-- start of MATERIAL PROVIDED --
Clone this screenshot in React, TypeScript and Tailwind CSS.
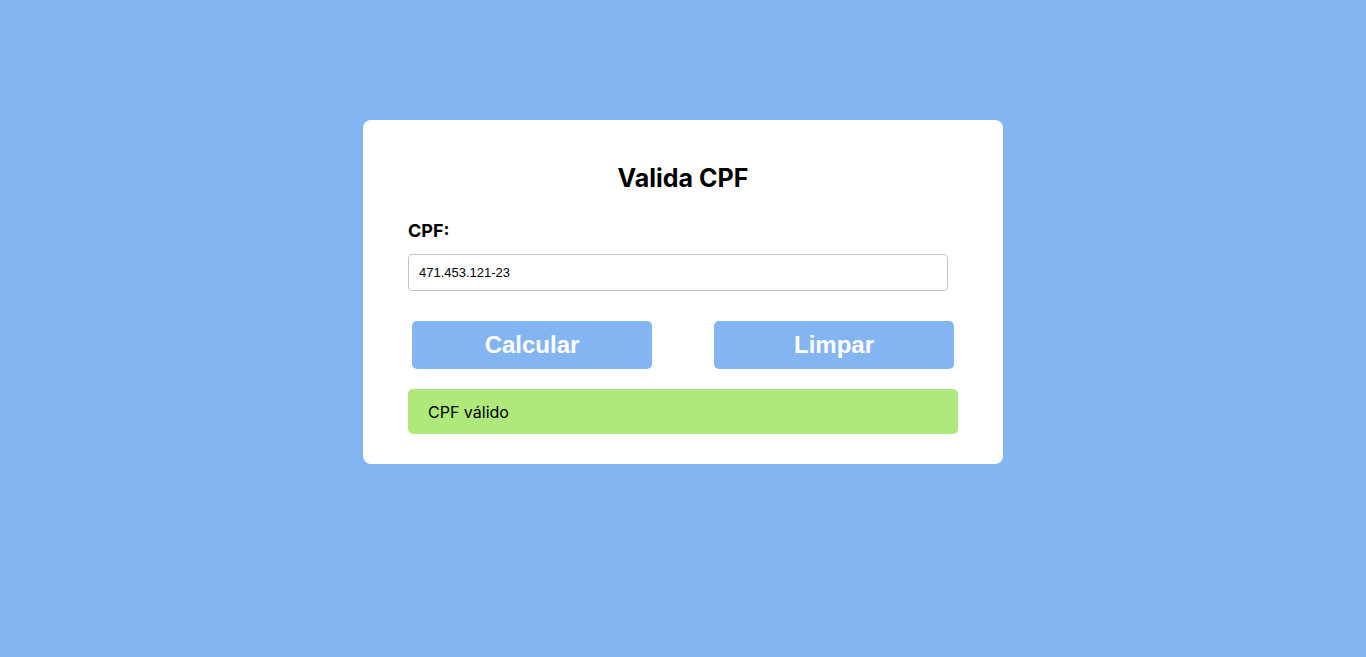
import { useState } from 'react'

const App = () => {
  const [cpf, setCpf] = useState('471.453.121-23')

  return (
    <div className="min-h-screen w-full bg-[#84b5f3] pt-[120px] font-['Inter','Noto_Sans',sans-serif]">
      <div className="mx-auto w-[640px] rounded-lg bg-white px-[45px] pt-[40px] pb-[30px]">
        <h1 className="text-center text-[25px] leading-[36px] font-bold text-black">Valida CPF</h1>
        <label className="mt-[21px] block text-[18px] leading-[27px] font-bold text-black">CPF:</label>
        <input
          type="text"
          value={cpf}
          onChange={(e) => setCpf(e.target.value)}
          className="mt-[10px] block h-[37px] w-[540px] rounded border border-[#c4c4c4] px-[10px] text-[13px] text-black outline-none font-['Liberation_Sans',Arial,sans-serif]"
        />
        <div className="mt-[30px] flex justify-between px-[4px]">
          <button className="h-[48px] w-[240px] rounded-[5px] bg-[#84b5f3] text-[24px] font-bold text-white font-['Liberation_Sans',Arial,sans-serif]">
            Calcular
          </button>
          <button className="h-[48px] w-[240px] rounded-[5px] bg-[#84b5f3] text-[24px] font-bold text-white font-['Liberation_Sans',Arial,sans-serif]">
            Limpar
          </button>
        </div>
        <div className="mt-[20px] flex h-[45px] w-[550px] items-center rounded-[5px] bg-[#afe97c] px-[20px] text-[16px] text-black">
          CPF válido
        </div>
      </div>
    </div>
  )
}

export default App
-- end of MATERIAL PROVIDED --
== SET EXERCISE ==
Write out the lines from the start of the material to the line with "const [cpf, setCpf]", inclusive and exactly. Skip the pictures.

== RESULT OF THE EXERCISE ==
Clone this screenshot in React, TypeScript and Tailwind CSS.
import { useState } from 'react'

const App = () => {
  const [cpf, setCpf] = useState('471.453.121-23')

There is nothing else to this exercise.